As alegações da Igreja Luterana foram mais satisfatórias, no que se referem ao “politicamente correto”:
- Diferentemente da família Murr, o caso não envolvia puramente a liberdade individual; envolvia a liberdade de receber concessões governamentais para um público infantil;
- O programa de concessões de verbas estaduais se limita a organizações sem fins lucrativos; a organização da igreja era uma delas e não havia “lucro” na operação do parque infantil;
- O programa se dedica a uma causa ambiental — a reciclagem de pneus; a organização religiosa promovia a reciclagem e propagava a ideologia ambiental;
- O programa do estado é financiado pelos contribuintes, entre os quais as famílias dos usuários do parque;
- O programa garante pontos extras para parques infantis situados em áreas pobres e esse era o caso da escola e do parque infantil da igreja;
- O programa poderia ajudar a organização a cumprir as regulamentações federais que favorecem pessoas com deficiências físicas;
- O parque infantil não era frequentado apenas pelos filhos dos congregados da igreja, mas aberto a todas as crianças da comunidade, o que retira o caráter de privado.

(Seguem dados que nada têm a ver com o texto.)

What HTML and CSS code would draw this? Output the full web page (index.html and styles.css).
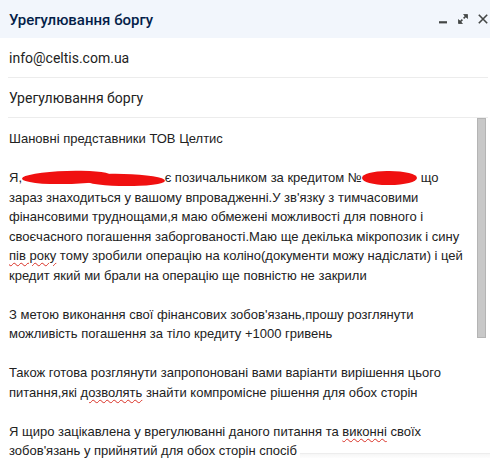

Em outras palavras, os advogados da igreja exploraram elementos sociais, muitos deles comumente defendidos pela esquerda, como “sem fins lucrativos”, “reciclagem”, “financiado pelo contribuinte”, “pobreza”, “deficiência física”, “meio ambiente” e o mantra mais bem-sucedido de sempre, “comunidade”.
A lição para os advogados, diz o professor, é a de que as alegações jurídicas são necessárias, mas nem sempre são as ganhadoras na Suprema Corte dos EUA e outros tribunais superiores. Os valores sociais e culturais da época exercem um papel determinante, em muitos casos. Mas essas convicções são as dos ministros (ou da elite jurídica do país) e não as convicções pessoais do advogado. Às vezes o advogado tem de defender ideias que contradizem suas convicções pessoais, para obter um resultado positivo para seu cliente.